Abstracts on Global Climate Change
       

Sep 2005

Rates of soil creep, worldwide: weak climatic controls and potential feedback

Oehm, B Hallet, B

ZEITSCHRIFT FUR GEOMORPHOLOGIE 49:3 353-372

The rate of soil creep sets the tempo at which material is transferred from hill-slopes to fluvial systems over major portions of terrestrial landscapes. Hence, soil creep rates affect the rates of landscape evolution and delivery of terrigenous material to floodplains and eventually to the oceans.

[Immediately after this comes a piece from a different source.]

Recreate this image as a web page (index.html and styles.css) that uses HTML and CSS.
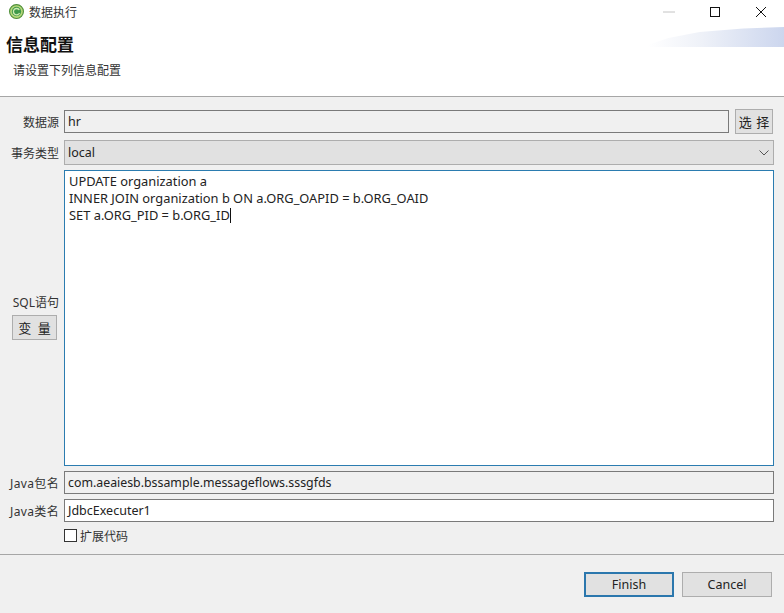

Herein, we compile data from all sources worldwide that arc readily available in the literature, and derive common, quantitative characteristics of soil creep from digitized soil displacement profiles that permit estimates of soil flux and comparison between diverse studies. We also search for systematic variations of creep rates with climate and explore potential feedbacks between creep rates and climate. Significant creep is found in a range of environments worldwide and is fueled by diverse physical and biological processes. The considerable inter-site variability overwhelms the dependence of creep rates on hillslope gradient and obscures, but does not conceal, the climate influence. We speculate that the general tendency for rapid creep to be associated with colder climates could exacerbate global climate change. A global rise in temperature, for example, could slow the sequestration of atmospheric CO2 as creep rates decrease by slowing two distinct pedogcnic processes: mineral weathering, which is sensitive function of processes that create and freshen mineral surfaces, and the subaerial delivery of organic carbon stored in soils to rivers and long-lived reservoirs.